There is also the Impossible Difficulty, which means you flat out fail because whatever you are trying to do is impossible with your current understanding of the world. You’ll still get some experience though, as you bash your head against the invisible walls of science repeatedly, over and over again. As well as a few headaches. But I'm sure most scientists would believe that is a small price for progress, especially the kinds of scientists found contributing to arms races.
In this game, designers must concern themselves with two types of creations. Vehicles, and Titan Parts. Vehicles are, well, what the name suggests. Vehicles. Whether aircraft, seacraft, or ground vehicles, a vehicle is a vehicle. And what a vehicle is, is a supporting unit. No match for a Titan on their own, vehicles provide vital supportive services such as scouting, fire support, ablative decoys, and countering the enemy support assets to the Titans that walk above them.
And speaking of Titans, let us speak of Titans. Titans are vast constructs, gigantic mecha piloted by elite cybernetically enhanced crews that tower over all else but other Titans. And each Titan is built from four parts. One torso, one set of legs, and two separate arms. As designers, you can, and should, develop new arms, legs, and torsos with which you will attempt to outmatch the enemy with and seize total victory for your side of choice.
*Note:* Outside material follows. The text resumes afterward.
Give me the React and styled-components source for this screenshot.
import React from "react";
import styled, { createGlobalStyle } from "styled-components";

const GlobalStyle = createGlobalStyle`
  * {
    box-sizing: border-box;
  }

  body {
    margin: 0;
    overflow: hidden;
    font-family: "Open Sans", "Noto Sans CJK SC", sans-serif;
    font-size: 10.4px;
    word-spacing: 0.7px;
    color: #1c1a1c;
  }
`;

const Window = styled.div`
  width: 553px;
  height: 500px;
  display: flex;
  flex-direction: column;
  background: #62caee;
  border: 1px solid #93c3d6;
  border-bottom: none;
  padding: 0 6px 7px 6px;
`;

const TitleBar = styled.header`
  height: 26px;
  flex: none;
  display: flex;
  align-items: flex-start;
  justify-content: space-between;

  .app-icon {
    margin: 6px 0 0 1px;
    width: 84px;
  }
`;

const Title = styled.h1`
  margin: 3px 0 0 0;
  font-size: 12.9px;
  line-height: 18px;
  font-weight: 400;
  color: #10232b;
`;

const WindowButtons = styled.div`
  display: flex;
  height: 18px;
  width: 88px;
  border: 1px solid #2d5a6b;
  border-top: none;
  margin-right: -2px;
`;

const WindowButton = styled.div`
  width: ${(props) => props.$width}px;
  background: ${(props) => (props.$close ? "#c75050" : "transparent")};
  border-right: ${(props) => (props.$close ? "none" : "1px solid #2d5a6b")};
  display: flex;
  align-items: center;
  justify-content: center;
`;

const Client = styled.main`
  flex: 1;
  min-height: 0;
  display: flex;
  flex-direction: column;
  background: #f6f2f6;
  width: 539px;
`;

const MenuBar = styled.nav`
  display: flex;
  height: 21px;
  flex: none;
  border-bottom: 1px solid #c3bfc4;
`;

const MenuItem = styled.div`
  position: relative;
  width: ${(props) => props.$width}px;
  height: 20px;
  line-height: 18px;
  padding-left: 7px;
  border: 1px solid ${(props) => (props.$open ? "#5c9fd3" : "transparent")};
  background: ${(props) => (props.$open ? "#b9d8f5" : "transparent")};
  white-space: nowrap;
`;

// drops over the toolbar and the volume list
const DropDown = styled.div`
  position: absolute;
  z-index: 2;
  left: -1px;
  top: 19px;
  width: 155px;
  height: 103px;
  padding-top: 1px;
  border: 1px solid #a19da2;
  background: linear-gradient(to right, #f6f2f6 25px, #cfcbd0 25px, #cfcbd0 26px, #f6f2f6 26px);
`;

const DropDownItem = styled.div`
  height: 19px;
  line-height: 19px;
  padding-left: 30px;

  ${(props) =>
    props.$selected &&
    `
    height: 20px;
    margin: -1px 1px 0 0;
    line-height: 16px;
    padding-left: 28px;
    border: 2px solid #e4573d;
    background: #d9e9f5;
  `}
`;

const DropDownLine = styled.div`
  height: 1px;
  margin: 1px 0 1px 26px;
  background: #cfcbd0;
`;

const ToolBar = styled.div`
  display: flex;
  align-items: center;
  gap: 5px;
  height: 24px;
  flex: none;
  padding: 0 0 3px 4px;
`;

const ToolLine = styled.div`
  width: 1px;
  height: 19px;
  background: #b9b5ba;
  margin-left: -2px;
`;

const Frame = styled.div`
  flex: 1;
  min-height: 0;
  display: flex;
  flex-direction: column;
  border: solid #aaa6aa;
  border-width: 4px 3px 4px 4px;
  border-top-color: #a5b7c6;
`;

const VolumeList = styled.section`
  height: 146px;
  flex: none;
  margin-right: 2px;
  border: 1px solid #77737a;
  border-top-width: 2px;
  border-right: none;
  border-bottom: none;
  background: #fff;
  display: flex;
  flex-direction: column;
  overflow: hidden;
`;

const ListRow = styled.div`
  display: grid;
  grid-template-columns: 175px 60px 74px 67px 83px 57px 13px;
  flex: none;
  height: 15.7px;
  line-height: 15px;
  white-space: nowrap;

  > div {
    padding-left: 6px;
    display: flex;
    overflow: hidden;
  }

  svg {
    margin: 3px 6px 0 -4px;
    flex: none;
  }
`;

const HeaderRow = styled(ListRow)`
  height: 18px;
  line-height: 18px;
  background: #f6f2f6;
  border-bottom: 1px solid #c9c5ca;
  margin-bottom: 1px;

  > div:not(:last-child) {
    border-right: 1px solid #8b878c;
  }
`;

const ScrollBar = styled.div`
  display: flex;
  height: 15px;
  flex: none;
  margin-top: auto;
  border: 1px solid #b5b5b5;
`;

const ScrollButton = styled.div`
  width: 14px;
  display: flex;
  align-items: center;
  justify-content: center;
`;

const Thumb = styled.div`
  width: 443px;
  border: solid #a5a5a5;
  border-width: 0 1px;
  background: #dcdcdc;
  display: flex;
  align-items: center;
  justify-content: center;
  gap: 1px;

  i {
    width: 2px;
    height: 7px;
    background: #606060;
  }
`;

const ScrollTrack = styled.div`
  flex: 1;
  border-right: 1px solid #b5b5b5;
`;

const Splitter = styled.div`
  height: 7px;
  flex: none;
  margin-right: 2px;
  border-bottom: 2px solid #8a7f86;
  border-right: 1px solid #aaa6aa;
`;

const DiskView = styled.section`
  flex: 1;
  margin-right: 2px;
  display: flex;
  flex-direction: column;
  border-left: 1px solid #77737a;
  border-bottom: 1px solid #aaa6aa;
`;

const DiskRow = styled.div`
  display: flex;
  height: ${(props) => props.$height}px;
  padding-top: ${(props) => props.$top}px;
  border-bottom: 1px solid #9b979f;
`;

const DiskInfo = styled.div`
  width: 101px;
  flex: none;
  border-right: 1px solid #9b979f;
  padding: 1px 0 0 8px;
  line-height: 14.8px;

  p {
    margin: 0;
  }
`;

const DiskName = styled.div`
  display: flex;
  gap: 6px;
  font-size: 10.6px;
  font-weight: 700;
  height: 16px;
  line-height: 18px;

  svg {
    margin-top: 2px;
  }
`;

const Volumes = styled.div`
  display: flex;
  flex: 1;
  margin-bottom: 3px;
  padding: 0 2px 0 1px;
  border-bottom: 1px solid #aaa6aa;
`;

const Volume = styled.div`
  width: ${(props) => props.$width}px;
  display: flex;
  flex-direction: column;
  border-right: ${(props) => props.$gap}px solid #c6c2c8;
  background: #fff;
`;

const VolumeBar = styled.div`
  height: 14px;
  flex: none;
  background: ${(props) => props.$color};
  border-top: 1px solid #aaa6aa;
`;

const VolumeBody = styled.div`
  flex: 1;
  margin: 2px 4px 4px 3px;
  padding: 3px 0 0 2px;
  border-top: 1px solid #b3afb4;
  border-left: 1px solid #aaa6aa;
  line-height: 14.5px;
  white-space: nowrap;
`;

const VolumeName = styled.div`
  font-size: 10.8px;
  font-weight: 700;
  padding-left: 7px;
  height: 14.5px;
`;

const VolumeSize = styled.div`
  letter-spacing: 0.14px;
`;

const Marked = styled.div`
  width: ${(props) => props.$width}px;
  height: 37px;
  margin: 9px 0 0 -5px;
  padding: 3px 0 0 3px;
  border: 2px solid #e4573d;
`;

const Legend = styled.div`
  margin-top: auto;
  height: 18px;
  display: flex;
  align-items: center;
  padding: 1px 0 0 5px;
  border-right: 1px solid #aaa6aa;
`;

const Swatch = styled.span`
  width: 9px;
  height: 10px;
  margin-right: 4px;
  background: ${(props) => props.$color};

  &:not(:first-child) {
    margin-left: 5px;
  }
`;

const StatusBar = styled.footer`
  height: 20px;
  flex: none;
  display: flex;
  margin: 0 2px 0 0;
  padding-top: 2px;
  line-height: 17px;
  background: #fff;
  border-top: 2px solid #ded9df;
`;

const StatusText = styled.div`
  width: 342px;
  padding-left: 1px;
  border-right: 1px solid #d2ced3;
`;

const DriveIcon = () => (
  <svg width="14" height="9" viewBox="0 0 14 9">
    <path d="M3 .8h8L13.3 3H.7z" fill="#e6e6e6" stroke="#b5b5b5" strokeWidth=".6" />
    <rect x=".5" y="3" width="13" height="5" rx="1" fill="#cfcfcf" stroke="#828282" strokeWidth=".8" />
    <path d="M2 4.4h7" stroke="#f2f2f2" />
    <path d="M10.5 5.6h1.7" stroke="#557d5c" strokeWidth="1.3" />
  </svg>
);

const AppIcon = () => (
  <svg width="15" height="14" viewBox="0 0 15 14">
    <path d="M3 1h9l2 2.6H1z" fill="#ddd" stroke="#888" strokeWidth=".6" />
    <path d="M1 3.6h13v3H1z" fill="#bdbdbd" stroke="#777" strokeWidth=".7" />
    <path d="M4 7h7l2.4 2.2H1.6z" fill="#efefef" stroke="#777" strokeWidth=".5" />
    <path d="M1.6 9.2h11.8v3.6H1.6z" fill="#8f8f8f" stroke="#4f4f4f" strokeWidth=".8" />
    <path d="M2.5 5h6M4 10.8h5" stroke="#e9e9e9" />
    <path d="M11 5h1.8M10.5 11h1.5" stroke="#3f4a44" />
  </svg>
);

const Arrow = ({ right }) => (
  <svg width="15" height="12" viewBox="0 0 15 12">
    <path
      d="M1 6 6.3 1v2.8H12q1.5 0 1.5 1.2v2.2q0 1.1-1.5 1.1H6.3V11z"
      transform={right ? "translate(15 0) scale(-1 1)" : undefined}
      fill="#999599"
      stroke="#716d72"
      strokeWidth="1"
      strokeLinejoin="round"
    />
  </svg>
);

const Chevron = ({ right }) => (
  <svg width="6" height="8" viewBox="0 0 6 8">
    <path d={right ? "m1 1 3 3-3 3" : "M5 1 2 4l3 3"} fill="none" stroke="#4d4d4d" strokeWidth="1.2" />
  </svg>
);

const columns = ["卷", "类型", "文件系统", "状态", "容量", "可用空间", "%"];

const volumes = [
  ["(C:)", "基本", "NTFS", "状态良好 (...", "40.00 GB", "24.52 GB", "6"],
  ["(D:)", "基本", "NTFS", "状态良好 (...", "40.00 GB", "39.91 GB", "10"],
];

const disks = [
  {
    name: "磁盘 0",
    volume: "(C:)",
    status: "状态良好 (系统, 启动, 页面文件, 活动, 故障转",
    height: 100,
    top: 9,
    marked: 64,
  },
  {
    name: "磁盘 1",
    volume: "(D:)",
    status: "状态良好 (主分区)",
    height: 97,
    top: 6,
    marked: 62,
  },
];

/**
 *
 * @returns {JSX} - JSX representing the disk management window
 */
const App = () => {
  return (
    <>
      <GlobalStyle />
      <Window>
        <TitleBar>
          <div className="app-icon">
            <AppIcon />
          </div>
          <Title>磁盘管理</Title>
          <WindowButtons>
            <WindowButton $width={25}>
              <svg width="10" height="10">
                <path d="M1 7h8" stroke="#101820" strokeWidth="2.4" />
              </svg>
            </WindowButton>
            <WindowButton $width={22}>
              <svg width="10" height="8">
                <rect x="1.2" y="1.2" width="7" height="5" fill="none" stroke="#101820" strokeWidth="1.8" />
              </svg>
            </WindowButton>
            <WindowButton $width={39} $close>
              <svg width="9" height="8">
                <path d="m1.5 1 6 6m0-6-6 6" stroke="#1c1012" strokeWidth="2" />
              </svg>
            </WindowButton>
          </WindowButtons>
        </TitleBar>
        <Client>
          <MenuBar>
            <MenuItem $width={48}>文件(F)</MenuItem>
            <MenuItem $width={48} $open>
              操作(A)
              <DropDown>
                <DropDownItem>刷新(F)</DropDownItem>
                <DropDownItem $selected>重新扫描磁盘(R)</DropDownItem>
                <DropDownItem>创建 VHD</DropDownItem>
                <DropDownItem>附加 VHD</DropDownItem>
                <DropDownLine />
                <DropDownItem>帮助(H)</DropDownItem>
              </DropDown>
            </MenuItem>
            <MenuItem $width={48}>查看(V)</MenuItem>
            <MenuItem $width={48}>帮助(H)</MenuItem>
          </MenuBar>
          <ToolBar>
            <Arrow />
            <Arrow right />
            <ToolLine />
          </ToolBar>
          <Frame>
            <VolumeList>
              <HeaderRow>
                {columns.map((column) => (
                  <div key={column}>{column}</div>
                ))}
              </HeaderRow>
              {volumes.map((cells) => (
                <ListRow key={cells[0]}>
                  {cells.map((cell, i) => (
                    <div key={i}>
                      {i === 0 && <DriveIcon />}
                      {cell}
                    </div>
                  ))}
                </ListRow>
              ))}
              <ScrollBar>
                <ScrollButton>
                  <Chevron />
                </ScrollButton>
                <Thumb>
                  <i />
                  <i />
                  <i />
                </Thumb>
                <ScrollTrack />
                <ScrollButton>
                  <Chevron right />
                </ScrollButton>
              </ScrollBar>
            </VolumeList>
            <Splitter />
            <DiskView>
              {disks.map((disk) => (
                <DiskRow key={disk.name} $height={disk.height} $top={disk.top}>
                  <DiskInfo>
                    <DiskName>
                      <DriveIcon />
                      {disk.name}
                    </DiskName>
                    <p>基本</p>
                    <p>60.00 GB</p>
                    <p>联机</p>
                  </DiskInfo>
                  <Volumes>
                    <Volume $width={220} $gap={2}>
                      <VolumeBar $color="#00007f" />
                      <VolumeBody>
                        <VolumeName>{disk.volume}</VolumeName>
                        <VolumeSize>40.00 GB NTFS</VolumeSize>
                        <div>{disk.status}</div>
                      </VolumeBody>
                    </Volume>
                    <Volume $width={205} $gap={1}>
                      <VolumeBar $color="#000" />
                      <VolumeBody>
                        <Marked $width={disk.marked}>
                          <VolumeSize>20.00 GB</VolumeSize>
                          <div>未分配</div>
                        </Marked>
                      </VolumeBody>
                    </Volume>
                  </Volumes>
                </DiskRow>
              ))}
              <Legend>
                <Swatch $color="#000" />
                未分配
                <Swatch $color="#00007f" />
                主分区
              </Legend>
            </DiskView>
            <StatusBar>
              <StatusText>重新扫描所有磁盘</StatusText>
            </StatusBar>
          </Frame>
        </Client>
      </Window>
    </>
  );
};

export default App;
Of note about titan parts, you can put weapons, or other gear, on any part, and legs don’t necessarily need to be human legs, or be the main method of movement. But if a body is busy being a jetpack it probably doesn’t have a lot of weapons, and if the legs are busy being sword tentacles they probably aren’t really good to walk on.
The two of us will each write the reports for one faction, and switch off writing the battle reports. With 1 of us writing a battle report, then the other, then we do a collaborative or announcer report. After doing a collaborative report we will switch which side we’re GMing for.